What is the accuracy of the CLP solver (Coin-Or)?

613 views Asked by At

I am trying to compare LP solvers to see wheter I can use them for my problem. In ding so I need an accurate solver. What I could find are tolerances, though I am not sure whether this is a proper indicator.

For GUROBI the integrality tolerance is defined to be 10^-6 (as default value, see source) For CPLEX has a 10^-6 for primal/dual feasibility tolerance and 10^-5 for the integrality tolerance (as default value, see source)

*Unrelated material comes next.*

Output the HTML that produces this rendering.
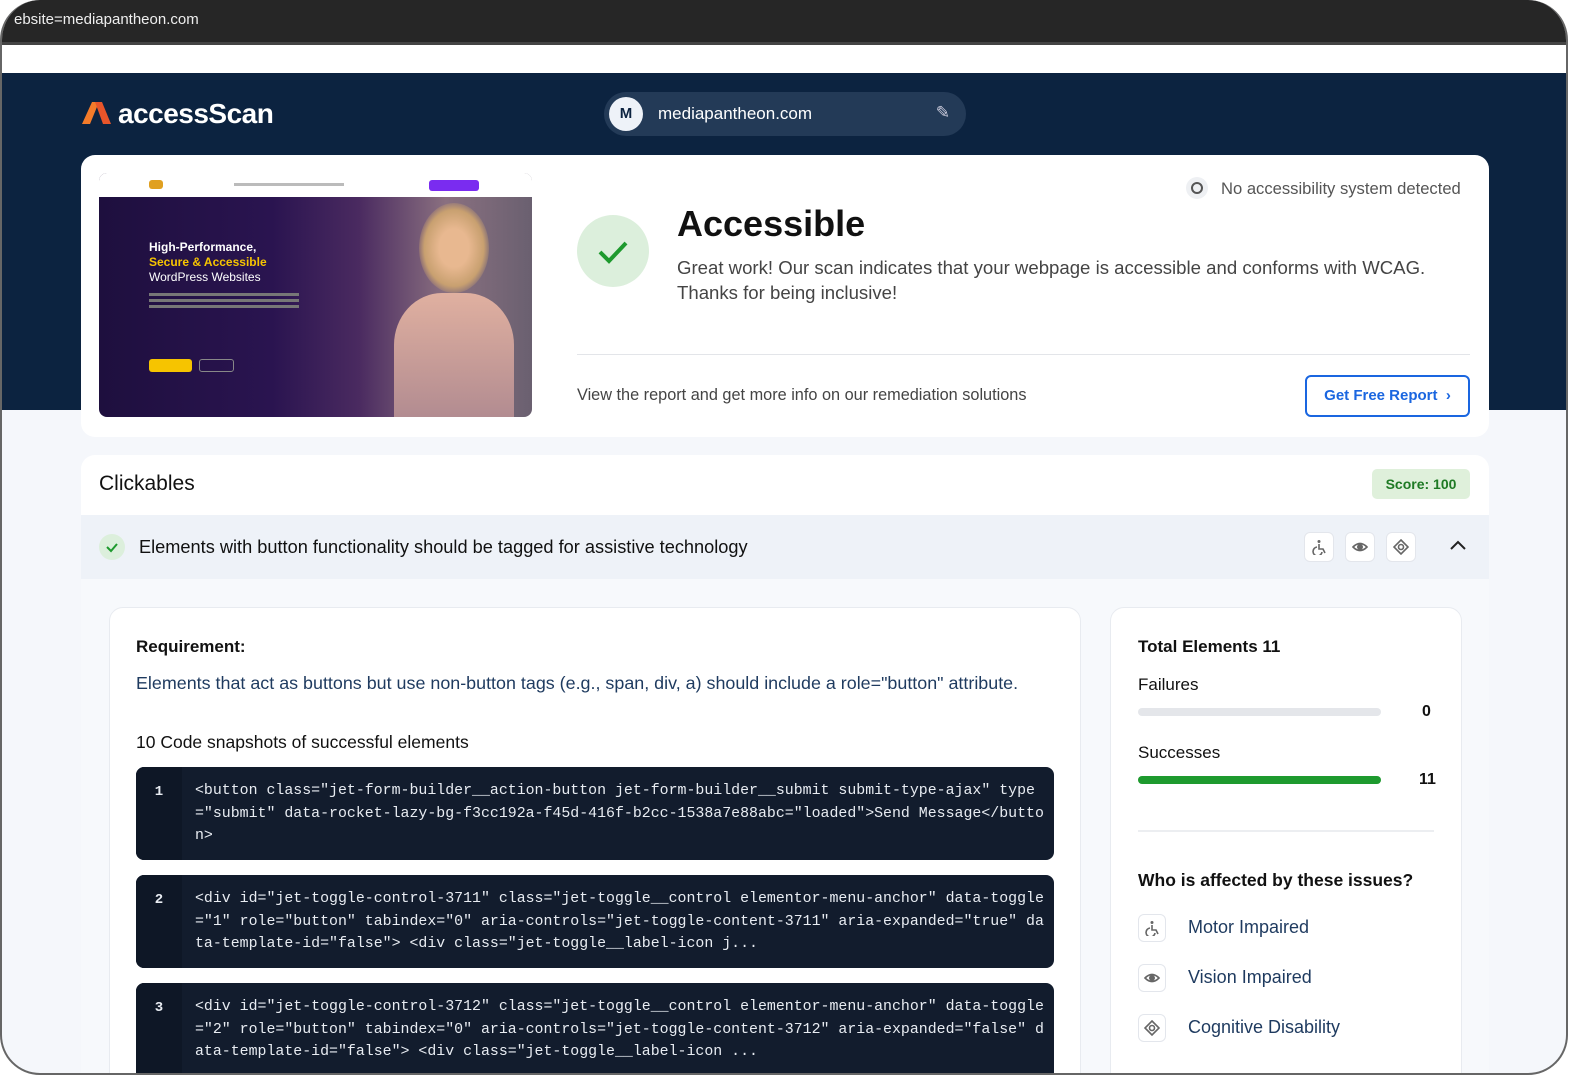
<!DOCTYPE html>
<html><head><meta charset="utf-8"><style>
*{box-sizing:border-box;margin:0;padding:0}
body{width:1576px;height:1080px;background:#fff;font-family:"Liberation Sans",sans-serif;overflow:hidden;position:relative}
.frame{position:absolute;left:0;top:0;width:1568px;height:1075px;border:2px solid #666;border-top:none;border-radius:40px;overflow:hidden;background:#f5f7fb}
.bar{position:absolute;left:0;top:0;width:100%;height:45px;background:#262626;color:#eee;font-size:15px;padding:11px 0 0 12px;border-bottom:3px solid #444}
.white{position:absolute;top:45px;left:0;width:100%;height:28px;background:#fff}
.navy{position:absolute;top:73px;left:0;width:100%;height:337px;background:#0c2340}
.logo{position:absolute;left:80px;top:98px;color:#fff;font-size:28px;font-weight:bold;letter-spacing:-0.5px}
.url{position:absolute;left:602px;top:92px;width:362px;height:44px;border-radius:22px;background:#233a57;color:#fff;font-size:17px}
.url .m{position:absolute;left:5px;top:5px;width:34px;height:34px;border-radius:50%;background:#eef2f8;color:#0c2340;font-weight:bold;text-align:center;line-height:34px;font-size:15px}
.card{position:absolute;background:#fff;border-radius:14px}
.thumb{position:absolute;left:97px;top:173px;width:433px;height:244px;border-radius:8px;overflow:hidden;background:linear-gradient(90deg,#1e0f3e 0%,#2a1450 40%,#4a2a60 60%,#8a7080 80%,#6a6070 100%)}
.h{color:#111}
.code{position:absolute;left:134px;width:918px;height:93px;background:#121c2d;border-radius:8px;color:#e8ecf2;font-family:"Liberation Mono",monospace;font-size:14.9px;line-height:22.5px}
.code .n{position:absolute;left:0;top:0;width:46px;height:100%;background:#0e1726;border-radius:8px 0 0 8px;text-align:center;padding-top:14px;font-weight:bold;font-size:14px}
.code .t{position:absolute;left:59px;top:13px;right:4px;white-space:pre;overflow:hidden}
.ib{position:absolute;width:30px;height:30px;border:1px solid #e3e6ec;border-radius:6px;background:#fff}
.ib svg{position:absolute;left:50%;top:50%;transform:translate(-50%,-50%)}
</style></head><body>
<svg width="0" height="0" style="position:absolute">
<defs>
<g id="wc" fill="none" stroke="#666" stroke-width="1.6"><circle cx="8" cy="2.5" r="1.5" fill="#666" stroke="none"/><path d="M8 5 V10 H12 L14 14"/><path d="M6 8 A4.5 4.5 0 1 0 11 13"/></g>
<g id="eye" fill="none" stroke="#666" stroke-width="1.6"><path d="M1 8 Q8 1 15 8 Q8 15 1 8Z"/><circle cx="8" cy="8" r="2.2" fill="#666"/></g>
<g id="cog" fill="none" stroke="#666" stroke-width="1.6"><path d="M8 1 L15 8 L8 15 L1 8Z"/><circle cx="8" cy="8" r="2.5"/></g>
</defs></svg>
<div class="frame">
<div class="bar">ebsite=mediapantheon.com</div>
<div class="white"></div>
<div class="navy"></div>
<div class="logo"><svg width="30" height="26" viewBox="0 0 30 26" style="vertical-align:-3px;margin-right:6px"><path d="M0 24 L10 2 L17 2 L8 24Z" fill="#f47b2a"/><path d="M13 2 L20 2 L29 24 L21 24Z" fill="#e8552a"/></svg>accessScan</div>
<div class="url"><div class="m">M</div><div style="position:absolute;left:54px;top:12px">mediapantheon.com</div><div style="position:absolute;right:16px;top:11px;color:#ccd">✎</div></div>

<div class="card" style="left:79px;top:155px;width:1408px;height:282px"></div>
<div class="thumb">
<div style="position:absolute;left:0;top:0;width:100%;height:24px;background:#fff"></div>
<div style="position:absolute;left:50px;top:7px;width:14px;height:9px;background:#e0a020;border-radius:3px"></div>
<div style="position:absolute;left:135px;top:10px;width:110px;height:3px;background:#bbb"></div>
<div style="position:absolute;left:330px;top:7px;width:50px;height:11px;background:#7a2cf0;border-radius:3px"></div>
<div style="position:absolute;left:50px;top:67px;color:#fff;font-size:12px;font-weight:bold;line-height:15px">High-Performance,<br><span style="color:#f6c400">Secure &amp; Accessible</span><br><span style="font-weight:normal">WordPress Websites</span></div>
<div style="position:absolute;left:50px;top:120px;width:150px;height:3px;background:#777;box-shadow:0 6px 0 #777,0 12px 0 #777"></div>
<div style="position:absolute;left:50px;top:186px;width:43px;height:13px;background:#f6c400;border-radius:3px"></div>
<div style="position:absolute;left:100px;top:186px;width:35px;height:13px;border:1px solid #888;border-radius:3px"></div>
<div style="position:absolute;left:320px;top:30px;width:70px;height:90px;border-radius:50%;background:radial-gradient(ellipse,#e8b890 30%,#c8a070 60%,transparent 75%)"></div>
<div style="position:absolute;left:295px;top:120px;width:120px;height:130px;border-radius:40% 40% 0 0;background:linear-gradient(#e0b0a0,#b08a90)"></div>
</div>
<div style="position:absolute;left:575px;top:215px;width:72px;height:72px;border-radius:50%;background:#dcefdc"><svg width="72" height="72"><path d="M23 37 L32 46 L49 28" stroke="#1e9a2e" stroke-width="4" fill="none"/></svg></div>
<div class="h" style="position:absolute;left:675px;top:203px;font-size:36px;font-weight:bold">Accessible</div>
<div style="position:absolute;left:675px;top:255px;font-size:18.6px;color:#444;line-height:25px">Great work! Our scan indicates that your webpage is accessible and conforms with WCAG.<br>Thanks for being inclusive!</div>
<div style="position:absolute;left:1184px;top:177px;width:22px;height:22px;border-radius:50%;background:#eef0f3"><div style="margin:5px;width:12px;height:12px;border:2px solid #555;border-radius:50%"></div></div>
<div style="position:absolute;left:1219px;top:179px;font-size:16.6px;color:#555">No accessibility system detected</div>
<div style="position:absolute;left:575px;top:354px;width:893px;height:1px;background:#e3e5e9"></div>
<div style="position:absolute;left:575px;top:386px;font-size:16.3px;color:#444">View the report and get more info on our remediation solutions</div>
<div style="position:absolute;left:1303px;top:375px;width:165px;height:42px;border:2px solid #1a66e0;border-radius:6px;color:#1a66e0;font-weight:bold;font-size:15px;text-align:center;line-height:38px">Get Free Report &nbsp;›</div>

<div class="card" style="left:79px;top:455px;width:1408px;height:640px;background:#f7f9fc"></div>
<div style="position:absolute;left:79px;top:455px;width:1408px;height:60px;background:#fff;border-radius:14px 14px 0 0"></div>
<div class="h" style="position:absolute;left:97px;top:472px;font-size:21px">Clickables</div>
<div style="position:absolute;left:1370px;top:469px;width:98px;height:30px;background:#dff0db;border-radius:5px;color:#1e7a24;font-weight:bold;font-size:14px;text-align:center;line-height:30px">Score: 100</div>
<div style="position:absolute;left:79px;top:515px;width:1408px;height:64px;background:#eef2f8"></div>
<div style="position:absolute;left:97px;top:534px;width:26px;height:26px;border-radius:50%;background:#dcefdc"><svg width="26" height="26"><path d="M8 13 L12 17 L18 10" stroke="#1e9a2e" stroke-width="2" fill="none"/></svg></div>
<div class="h" style="position:absolute;left:137px;top:537px;font-size:18.2px">Elements with button functionality should be tagged for assistive technology</div>
<div class="ib" style="left:1302px;top:532px"><svg width="16" height="16"><use href="#wc"/></svg></div>
<div class="ib" style="left:1343px;top:532px"><svg width="16" height="16"><use href="#eye"/></svg></div>
<div class="ib" style="left:1384px;top:532px"><svg width="16" height="16"><use href="#cog"/></svg></div>
<svg style="position:absolute;left:1447px;top:540px" width="18" height="12"><path d="M2 9 L9 2 L16 9" stroke="#222" stroke-width="2" fill="none"/></svg>

<div class="card" style="left:107px;top:607px;width:972px;height:480px;border:1px solid #e8ebf0"></div>
<div class="h" style="position:absolute;left:134px;top:637px;font-size:17px;font-weight:bold">Requirement:</div>
<div style="position:absolute;left:134px;top:673px;font-size:17.9px;color:#1e3a5f">Elements that act as buttons but use non-button tags (e.g., span, div, a) should include a role="button" attribute.</div>
<div class="h" style="position:absolute;left:134px;top:732px;font-size:17.5px">10 Code snapshots of successful elements</div>
<div class="code" style="top:767px"><div class="n">1</div><div class="t">&lt;button class="jet-form-builder__action-button jet-form-builder__submit submit-type-ajax" type
="submit" data-rocket-lazy-bg-f3cc192a-f45d-416f-b2cc-1538a7e88abc="loaded"&gt;Send Message&lt;/butto
n&gt;</div></div>
<div class="code" style="top:875px"><div class="n">2</div><div class="t">&lt;div id="jet-toggle-control-3711" class="jet-toggle__control elementor-menu-anchor" data-toggle
="1" role="button" tabindex="0" aria-controls="jet-toggle-content-3711" aria-expanded="true" da
ta-template-id="false"&gt; &lt;div class="jet-toggle__label-icon j...</div></div>
<div class="code" style="top:983px;height:100px"><div class="n">3</div><div class="t">&lt;div id="jet-toggle-control-3712" class="jet-toggle__control elementor-menu-anchor" data-toggle
="2" role="button" tabindex="0" aria-controls="jet-toggle-content-3712" aria-expanded="false" d
ata-template-id="false"&gt; &lt;div class="jet-toggle__label-icon ...</div></div>

<div class="card" style="left:1108px;top:607px;width:352px;height:480px;border:1px solid #e8ebf0"></div>
<div class="h" style="position:absolute;left:1136px;top:637px;font-size:17px;font-weight:bold">Total Elements 11</div>
<div class="h" style="position:absolute;left:1136px;top:675px;font-size:17px">Failures</div>
<div style="position:absolute;left:1136px;top:708px;width:243px;height:8px;border-radius:4px;background:#e4e6ea"></div>
<div class="h" style="position:absolute;left:1420px;top:703px;font-size:16px;font-weight:bold">0</div>
<div class="h" style="position:absolute;left:1136px;top:743px;font-size:17px">Successes</div>
<div style="position:absolute;left:1136px;top:776px;width:243px;height:8px;border-radius:4px;background:#1e9a2e"></div>
<div class="h" style="position:absolute;left:1417px;top:771px;font-size:16px;font-weight:bold">11</div>
<div style="position:absolute;left:1136px;top:830px;width:296px;height:2px;background:#eceef1"></div>
<div class="h" style="position:absolute;left:1136px;top:870px;font-size:17.5px;font-weight:bold">Who is affected by these issues?</div>
<div class="ib" style="left:1136px;top:914px;width:28px;height:28px"><svg width="16" height="16"><use href="#wc"/></svg></div>
<div style="position:absolute;left:1186px;top:917px;font-size:18px;color:#1e3a5f">Motor Impaired</div>
<div class="ib" style="left:1136px;top:964px;width:28px;height:28px"><svg width="16" height="16"><use href="#eye"/></svg></div>
<div style="position:absolute;left:1186px;top:967px;font-size:18px;color:#1e3a5f">Vision Impaired</div>
<div class="ib" style="left:1136px;top:1014px;width:28px;height:28px"><svg width="16" height="16"><use href="#cog"/></svg></div>
<div style="position:absolute;left:1186px;top:1017px;font-size:18px;color:#1e3a5f">Cognitive Disability</div>
</div>
</body></html>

What are the (default) tolerances of the CON-OR's CLP? And is this a good measure for accuracy?

1

There are 1 answers

0
Erwin Kalvelagen On

CLP is for continuous LP problems, so there is no integer feasibility tolerance. The MIP solver is called CBC. Type integerT?? at the CBC prompt and you see something like:

D:\Python\Python37\Scripts>cbc
Welcome to the CBC MILP Solver
Version: 2.9.0
Build Date: Feb 12 2015

CoinSolver takes input from arguments ( - switches to stdin)
Enter ? for list of commands or help
Coin:integerT??
integerT(olerance) : For an optimal solution no integer variable may be this away from an integer value
Beware of setting this smaller than the primal tolerance.
<Range of values is 1e-020 to 0.5;
        current 1e-006>
Coin:

This is with an old version so check it with your CBC.EXE.

Note that there are many tolerances in play: feasibility tolerances, optimality tolerances. Furthermore, scaling and presolving can have an effect. I usually leave all these tolerances as is. IMHO it is often better to fix the model rather than to tinker with these tolerances.

If you need extreme precision, there are so-called rational MIP solvers. They tend to be very slow however.